The screenplay, adapted from the novel "Nothing Lasts Forever" by Roderick Thorp (a sequel to "The Detective," which had been brought to the screen with Frank Sinatra), is a miracle of economy and construction. Every element introduced in the first act—from McClane's toes to the mention of his wife Holly's Rolex—is paid off with almost mathematical precision in the finale. The narrative proceeds with the inexorability of a Greek tragedy, hewing almost to the letter to the Aristotelian unities of time, place, and action. The entire story unfolds over a handful of hours, in a single building. This sense of temporal and spatial compression creates a vise-grip of tension that leaves no room to breathe. And in this siege, the film finds its emotional heart not only in the fight for family, but in the bond McClane forges over the radio with Sergeant Al Powell (Reginald VelJohnson), his only lifeline to and anchor of humanity in the outside world. Theirs is a friendship born on the airwaves, a confession at a distance between two men scarred by their work, which culminates in a final catharsis as violent as it is touching.

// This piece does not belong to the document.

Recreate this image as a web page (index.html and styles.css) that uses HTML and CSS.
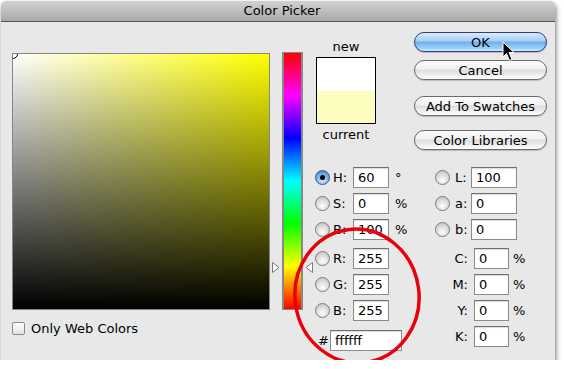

"Die Hard" is also a metanarrative reflection on the power of the media (embodied by the slimy journalist Richard Thornburg) and on the perception of reality. Gruber and his men are not just thieves; they are performers. They use the language and iconography of political terrorism to manipulate law enforcement and public opinion, a prophetic commentary on the spectacularized nature of violence in the age of global information. The film itself plays with the clichés of the genre it is redefining, quoting cowboy movies and transforming a Christmas party into an apocalypse. And yes, it is undeniably a Christmas film. Not just because of its setting, but because, at its core, it is a story of family redemption and of a man who literally walks through fire and flames to get home. The use of Beethoven's "Ode to Joy" is not accidental: it is the ironic and sublime counterpoint to a symphony of explosions, a hymn to the humanity that triumphs over calculated chaos.

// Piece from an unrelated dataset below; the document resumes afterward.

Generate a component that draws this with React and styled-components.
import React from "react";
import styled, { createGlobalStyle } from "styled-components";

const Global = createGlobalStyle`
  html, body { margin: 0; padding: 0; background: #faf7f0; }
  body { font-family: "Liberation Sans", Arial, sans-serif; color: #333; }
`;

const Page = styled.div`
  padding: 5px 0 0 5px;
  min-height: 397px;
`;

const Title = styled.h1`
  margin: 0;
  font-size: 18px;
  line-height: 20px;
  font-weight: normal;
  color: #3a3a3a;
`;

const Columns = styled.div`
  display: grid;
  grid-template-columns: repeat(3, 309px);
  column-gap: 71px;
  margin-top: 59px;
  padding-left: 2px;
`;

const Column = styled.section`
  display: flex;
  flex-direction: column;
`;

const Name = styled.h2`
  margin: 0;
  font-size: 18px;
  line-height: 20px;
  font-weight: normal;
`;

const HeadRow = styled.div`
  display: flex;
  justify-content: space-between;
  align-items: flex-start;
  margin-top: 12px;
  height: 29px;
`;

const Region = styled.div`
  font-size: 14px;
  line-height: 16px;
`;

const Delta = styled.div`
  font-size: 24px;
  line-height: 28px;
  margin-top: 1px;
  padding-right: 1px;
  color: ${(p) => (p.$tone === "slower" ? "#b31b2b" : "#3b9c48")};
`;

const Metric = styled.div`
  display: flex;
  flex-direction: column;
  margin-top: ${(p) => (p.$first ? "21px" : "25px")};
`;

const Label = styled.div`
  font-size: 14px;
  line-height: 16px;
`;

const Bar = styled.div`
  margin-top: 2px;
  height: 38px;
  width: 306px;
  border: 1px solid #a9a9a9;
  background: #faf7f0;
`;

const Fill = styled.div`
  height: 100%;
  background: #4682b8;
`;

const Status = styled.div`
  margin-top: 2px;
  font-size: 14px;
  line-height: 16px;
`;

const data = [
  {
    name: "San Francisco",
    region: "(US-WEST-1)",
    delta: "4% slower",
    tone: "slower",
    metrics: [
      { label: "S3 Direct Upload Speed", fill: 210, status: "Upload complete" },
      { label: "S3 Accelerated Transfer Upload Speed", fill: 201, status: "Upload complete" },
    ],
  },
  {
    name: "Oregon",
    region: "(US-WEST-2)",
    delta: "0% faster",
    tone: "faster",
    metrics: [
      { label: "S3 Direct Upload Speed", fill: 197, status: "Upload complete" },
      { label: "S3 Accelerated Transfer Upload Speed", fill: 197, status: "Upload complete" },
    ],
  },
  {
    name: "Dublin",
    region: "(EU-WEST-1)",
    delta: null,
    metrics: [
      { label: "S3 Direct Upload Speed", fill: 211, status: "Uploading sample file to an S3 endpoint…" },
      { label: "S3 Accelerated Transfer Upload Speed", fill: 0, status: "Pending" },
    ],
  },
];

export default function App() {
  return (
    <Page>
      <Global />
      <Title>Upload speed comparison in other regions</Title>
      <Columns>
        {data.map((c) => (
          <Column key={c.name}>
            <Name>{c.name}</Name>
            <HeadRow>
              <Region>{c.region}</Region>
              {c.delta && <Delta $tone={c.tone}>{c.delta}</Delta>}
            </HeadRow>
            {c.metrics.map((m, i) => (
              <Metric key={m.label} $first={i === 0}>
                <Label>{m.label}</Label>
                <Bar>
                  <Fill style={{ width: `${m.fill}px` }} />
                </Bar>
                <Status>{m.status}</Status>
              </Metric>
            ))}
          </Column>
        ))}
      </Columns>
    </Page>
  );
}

More than three decades later, the influence of "Die Hard" is incalculable. It has generated an infinity of clones ("Die Hard on a bus," "Die Hard on a ship," "Die Hard on the Moon"), but none has managed to replicate its perfect alchemy. It is a monolith of steel and celluloid, a work that proved an action film could be intelligent, layered, and profoundly human. It is the proof that, sometimes, to reach the heights of cinematic art you don't need wings, but merely bare feet, a dirty tank top, and an inexhaustible supply of stubborn, sarcastic, wonderful humanity. Yippee-ki-yay.